Exercise task: Everything in the data should be repeated exactly, save for the images.

Information supplied:
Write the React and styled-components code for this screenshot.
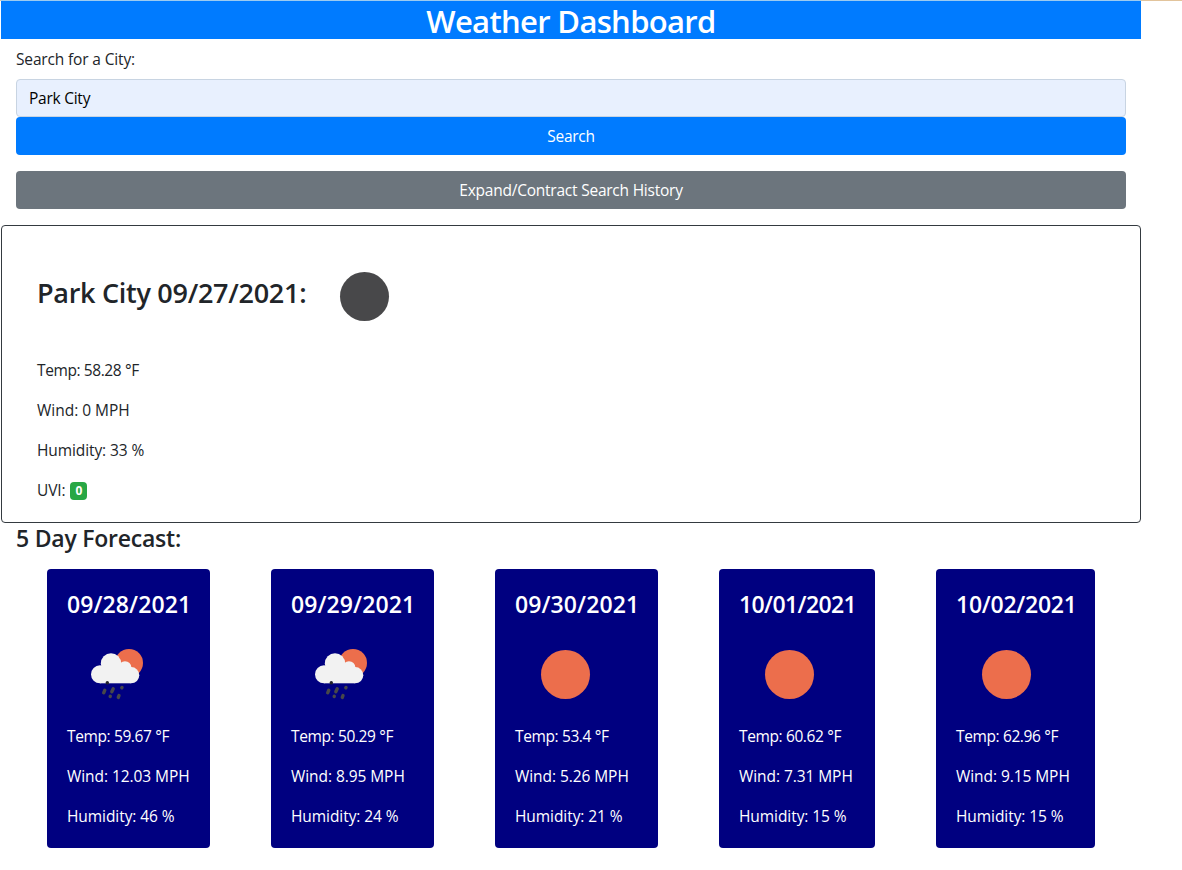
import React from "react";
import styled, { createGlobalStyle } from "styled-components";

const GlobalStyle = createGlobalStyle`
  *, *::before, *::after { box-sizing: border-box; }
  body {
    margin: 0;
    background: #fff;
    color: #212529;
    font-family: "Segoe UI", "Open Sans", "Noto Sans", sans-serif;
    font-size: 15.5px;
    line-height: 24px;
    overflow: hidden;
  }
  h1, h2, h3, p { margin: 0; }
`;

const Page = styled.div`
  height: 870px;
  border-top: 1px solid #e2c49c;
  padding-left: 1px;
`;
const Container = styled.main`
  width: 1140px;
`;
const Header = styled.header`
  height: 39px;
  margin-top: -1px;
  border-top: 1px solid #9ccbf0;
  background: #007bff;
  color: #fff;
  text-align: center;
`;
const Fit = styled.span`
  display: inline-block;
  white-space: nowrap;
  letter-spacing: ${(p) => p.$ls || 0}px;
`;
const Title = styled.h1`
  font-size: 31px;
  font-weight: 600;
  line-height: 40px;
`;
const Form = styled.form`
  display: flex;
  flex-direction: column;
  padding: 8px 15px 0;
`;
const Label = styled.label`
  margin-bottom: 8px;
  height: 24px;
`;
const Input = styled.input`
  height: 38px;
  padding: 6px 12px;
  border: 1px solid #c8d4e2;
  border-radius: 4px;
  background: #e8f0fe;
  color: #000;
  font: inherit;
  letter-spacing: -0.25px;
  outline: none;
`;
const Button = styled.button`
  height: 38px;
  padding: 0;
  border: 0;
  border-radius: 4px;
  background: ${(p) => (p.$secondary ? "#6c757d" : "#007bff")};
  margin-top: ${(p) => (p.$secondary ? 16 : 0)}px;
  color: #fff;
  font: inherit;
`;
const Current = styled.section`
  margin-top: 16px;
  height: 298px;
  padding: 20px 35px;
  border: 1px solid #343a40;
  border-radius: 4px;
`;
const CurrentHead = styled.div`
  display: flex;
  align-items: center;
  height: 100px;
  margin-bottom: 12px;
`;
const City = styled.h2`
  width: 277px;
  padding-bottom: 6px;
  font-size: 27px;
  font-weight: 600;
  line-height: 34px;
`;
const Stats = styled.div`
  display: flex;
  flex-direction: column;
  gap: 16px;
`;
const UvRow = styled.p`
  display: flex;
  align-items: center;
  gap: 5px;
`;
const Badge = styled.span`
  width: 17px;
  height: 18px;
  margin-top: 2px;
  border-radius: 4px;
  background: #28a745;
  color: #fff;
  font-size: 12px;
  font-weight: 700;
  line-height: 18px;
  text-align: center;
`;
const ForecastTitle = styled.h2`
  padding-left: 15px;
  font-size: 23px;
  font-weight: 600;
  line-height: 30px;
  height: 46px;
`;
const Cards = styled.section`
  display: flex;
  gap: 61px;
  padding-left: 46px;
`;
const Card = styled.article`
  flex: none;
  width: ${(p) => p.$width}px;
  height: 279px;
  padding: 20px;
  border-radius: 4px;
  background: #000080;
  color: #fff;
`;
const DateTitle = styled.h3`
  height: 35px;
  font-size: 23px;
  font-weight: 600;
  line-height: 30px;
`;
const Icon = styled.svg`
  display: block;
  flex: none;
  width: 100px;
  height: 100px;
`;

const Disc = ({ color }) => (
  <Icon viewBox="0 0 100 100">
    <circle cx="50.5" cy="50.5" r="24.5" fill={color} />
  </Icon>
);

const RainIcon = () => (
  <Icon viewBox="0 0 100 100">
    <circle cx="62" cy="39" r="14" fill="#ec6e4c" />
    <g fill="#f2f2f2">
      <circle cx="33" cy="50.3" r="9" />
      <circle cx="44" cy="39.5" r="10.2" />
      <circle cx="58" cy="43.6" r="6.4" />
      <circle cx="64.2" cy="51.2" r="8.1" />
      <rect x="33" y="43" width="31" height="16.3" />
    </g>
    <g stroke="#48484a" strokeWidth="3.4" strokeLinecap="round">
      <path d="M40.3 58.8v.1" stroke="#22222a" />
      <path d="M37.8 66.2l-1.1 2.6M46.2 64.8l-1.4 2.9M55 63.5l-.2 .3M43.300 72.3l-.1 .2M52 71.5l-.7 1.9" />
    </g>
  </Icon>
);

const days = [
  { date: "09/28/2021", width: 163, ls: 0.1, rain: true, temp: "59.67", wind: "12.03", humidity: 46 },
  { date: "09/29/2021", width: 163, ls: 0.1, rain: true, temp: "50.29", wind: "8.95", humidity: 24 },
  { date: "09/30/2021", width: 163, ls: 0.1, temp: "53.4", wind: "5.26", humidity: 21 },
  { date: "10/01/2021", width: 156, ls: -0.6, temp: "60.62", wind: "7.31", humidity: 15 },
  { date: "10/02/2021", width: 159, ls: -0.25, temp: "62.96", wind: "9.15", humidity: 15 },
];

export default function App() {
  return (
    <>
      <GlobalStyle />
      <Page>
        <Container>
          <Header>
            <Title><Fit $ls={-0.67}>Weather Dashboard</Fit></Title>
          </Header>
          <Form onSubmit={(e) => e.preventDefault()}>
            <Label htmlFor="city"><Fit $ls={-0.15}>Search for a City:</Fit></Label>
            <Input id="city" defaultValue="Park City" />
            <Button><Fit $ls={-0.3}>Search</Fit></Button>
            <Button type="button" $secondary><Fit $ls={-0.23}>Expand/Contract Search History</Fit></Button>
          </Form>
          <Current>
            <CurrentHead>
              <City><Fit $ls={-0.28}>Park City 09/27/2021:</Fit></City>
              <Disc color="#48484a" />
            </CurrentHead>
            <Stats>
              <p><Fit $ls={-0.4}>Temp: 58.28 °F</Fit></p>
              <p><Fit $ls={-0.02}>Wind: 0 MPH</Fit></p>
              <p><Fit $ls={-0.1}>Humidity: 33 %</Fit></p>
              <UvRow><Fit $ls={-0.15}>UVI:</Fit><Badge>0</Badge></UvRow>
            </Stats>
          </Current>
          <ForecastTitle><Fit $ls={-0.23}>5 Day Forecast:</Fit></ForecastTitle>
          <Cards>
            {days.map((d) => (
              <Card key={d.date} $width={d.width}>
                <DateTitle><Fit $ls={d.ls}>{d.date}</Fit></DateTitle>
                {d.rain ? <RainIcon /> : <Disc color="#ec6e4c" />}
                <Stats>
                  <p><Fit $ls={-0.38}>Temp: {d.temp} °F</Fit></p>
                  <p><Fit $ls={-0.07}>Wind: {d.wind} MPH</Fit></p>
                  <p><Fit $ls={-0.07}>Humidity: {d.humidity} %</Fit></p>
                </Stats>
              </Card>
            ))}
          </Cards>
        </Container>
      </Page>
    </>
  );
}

Solution for this problem:
Write the React and styled-components code for this screenshot.
import React from "react";
import styled, { createGlobalStyle } from "styled-components";

const GlobalStyle = createGlobalStyle`
  *, *::before, *::after { box-sizing: border-box; }
  body {
    margin: 0;
    background: #fff;
    color: #212529;
    font-family: "Segoe UI", "Open Sans", "Noto Sans", sans-serif;
    font-size: 15.5px;
    line-height: 24px;
    overflow: hidden;
  }
  h1, h2, h3, p { margin: 0; }
`;

const Page = styled.div`
  height: 870px;
  border-top: 1px solid #e2c49c;
  padding-left: 1px;
`;
const Container = styled.main`
  width: 1140px;
`;
const Header = styled.header`
  height: 39px;
  margin-top: -1px;
  border-top: 1px solid #9ccbf0;
  background: #007bff;
  color: #fff;
  text-align: center;
`;
const Fit = styled.span`
  display: inline-block;
  white-space: nowrap;
  letter-spacing: ${(p) => p.$ls || 0}px;
`;
const Title = styled.h1`
  font-size: 31px;
  font-weight: 600;
  line-height: 40px;
`;
const Form = styled.form`
  display: flex;
  flex-direction: column;
  padding: 8px 15px 0;
`;
const Label = styled.label`
  margin-bottom: 8px;
  height: 24px;
`;
const Input = styled.input`
  height: 38px;
  padding: 6px 12px;
  border: 1px solid #c8d4e2;
  border-radius: 4px;
  background: #e8f0fe;
  color: #000;
  font: inherit;
  letter-spacing: -0.25px;
  outline: none;
`;
const Button = styled.button`
  height: 38px;
  padding: 0;
  border: 0;
  border-radius: 4px;
  background: ${(p) => (p.$secondary ? "#6c757d" : "#007bff")};
  margin-top: ${(p) => (p.$secondary ? 16 : 0)}px;
  color: #fff;
  font: inherit;
`;
const Current = styled.section`
  margin-top: 16px;
  height: 298px;
  padding: 20px 35px;
  border: 1px solid #343a40;
  border-radius: 4px;
`;
const CurrentHead = styled.div`
  display: flex;
  align-items: center;
  height: 100px;
  margin-bottom: 12px;
`;
const City = styled.h2`
  width: 277px;
  padding-bottom: 6px;
  font-size: 27px;
  font-weight: 600;
  line-height: 34px;
`;
const Stats = styled.div`
  display: flex;
  flex-direction: column;
  gap: 16px;
`;
const UvRow = styled.p`
  display: flex;
  align-items: center;
  gap: 5px;
`;
const Badge = styled.span`
  width: 17px;
  height: 18px;
  margin-top: 2px;
  border-radius: 4px;
  background: #28a745;
  color: #fff;
  font-size: 12px;
  font-weight: 700;
  line-height: 18px;
  text-align: center;
`;
const ForecastTitle = styled.h2`
  padding-left: 15px;
  font-size: 23px;
  font-weight: 600;
  line-height: 30px;
  height: 46px;
`;
const Cards = styled.section`
  display: flex;
  gap: 61px;
  padding-left: 46px;
`;
const Card = styled.article`
  flex: none;
  width: ${(p) => p.$width}px;
  height: 279px;
  padding: 20px;
  border-radius: 4px;
  background: #000080;
  color: #fff;
`;
const DateTitle = styled.h3`
  height: 35px;
  font-size: 23px;
  font-weight: 600;
  line-height: 30px;
`;
const Icon = styled.svg`
  display: block;
  flex: none;
  width: 100px;
  height: 100px;
`;

const Disc = ({ color }) => (
  <Icon viewBox="0 0 100 100">
    <circle cx="50.5" cy="50.5" r="24.5" fill={color} />
  </Icon>
);

const RainIcon = () => (
  <Icon viewBox="0 0 100 100">
    <circle cx="62" cy="39" r="14" fill="#ec6e4c" />
    <g fill="#f2f2f2">
      <circle cx="33" cy="50.3" r="9" />
      <circle cx="44" cy="39.5" r="10.2" />
      <circle cx="58" cy="43.6" r="6.4" />
      <circle cx="64.2" cy="51.2" r="8.1" />
      <rect x="33" y="43" width="31" height="16.3" />
    </g>
    <g stroke="#48484a" strokeWidth="3.4" strokeLinecap="round">
      <path d="M40.3 58.8v.1" stroke="#22222a" />
      <path d="M37.8 66.2l-1.1 2.6M46.2 64.8l-1.4 2.9M55 63.5l-.2 .3M43.300 72.3l-.1 .2M52 71.5l-.7 1.9" />
    </g>
  </Icon>
);

const days = [
  { date: "09/28/2021", width: 163, ls: 0.1, rain: true, temp: "59.67", wind: "12.03", humidity: 46 },
  { date: "09/29/2021", width: 163, ls: 0.1, rain: true, temp: "50.29", wind: "8.95", humidity: 24 },
  { date: "09/30/2021", width: 163, ls: 0.1, temp: "53.4", wind: "5.26", humidity: 21 },
  { date: "10/01/2021", width: 156, ls: -0.6, temp: "60.62", wind: "7.31", humidity: 15 },
  { date: "10/02/2021", width: 159, ls: -0.25, temp: "62.96", wind: "9.15", humidity: 15 },
];

export default function App() {
  return (
    <>
      <GlobalStyle />
      <Page>
        <Container>
          <Header>
            <Title><Fit $ls={-0.67}>Weather Dashboard</Fit></Title>
          </Header>
          <Form onSubmit={(e) => e.preventDefault()}>
            <Label htmlFor="city"><Fit $ls={-0.15}>Search for a City:</Fit></Label>
            <Input id="city" defaultValue="Park City" />
            <Button><Fit $ls={-0.3}>Search</Fit></Button>
            <Button type="button" $secondary><Fit $ls={-0.23}>Expand/Contract Search History</Fit></Button>
          </Form>
          <Current>
            <CurrentHead>
              <City><Fit $ls={-0.28}>Park City 09/27/2021:</Fit></City>
              <Disc color="#48484a" />
            </CurrentHead>
            <Stats>
              <p><Fit $ls={-0.4}>Temp: 58.28 °F</Fit></p>
              <p><Fit $ls={-0.02}>Wind: 0 MPH</Fit></p>
              <p><Fit $ls={-0.1}>Humidity: 33 %</Fit></p>
              <UvRow><Fit $ls={-0.15}>UVI:</Fit><Badge>0</Badge></UvRow>
            </Stats>
          </Current>
          <ForecastTitle><Fit $ls={-0.23}>5 Day Forecast:</Fit></ForecastTitle>
          <Cards>
            {days.map((d) => (
              <Card key={d.date} $width={d.width}>
                <DateTitle><Fit $ls={d.ls}>{d.date}</Fit></DateTitle>
                {d.rain ? <RainIcon /> : <Disc color="#ec6e4c" />}
                <Stats>
                  <p><Fit $ls={-0.38}>Temp: {d.temp} °F</Fit></p>
                  <p><Fit $ls={-0.07}>Wind: {d.wind} MPH</Fit></p>
                  <p><Fit $ls={-0.07}>Humidity: {d.humidity} %</Fit></p>
                </Stats>
              </Card>
            ))}
          </Cards>
        </Container>
      </Page>
    </>
  );
}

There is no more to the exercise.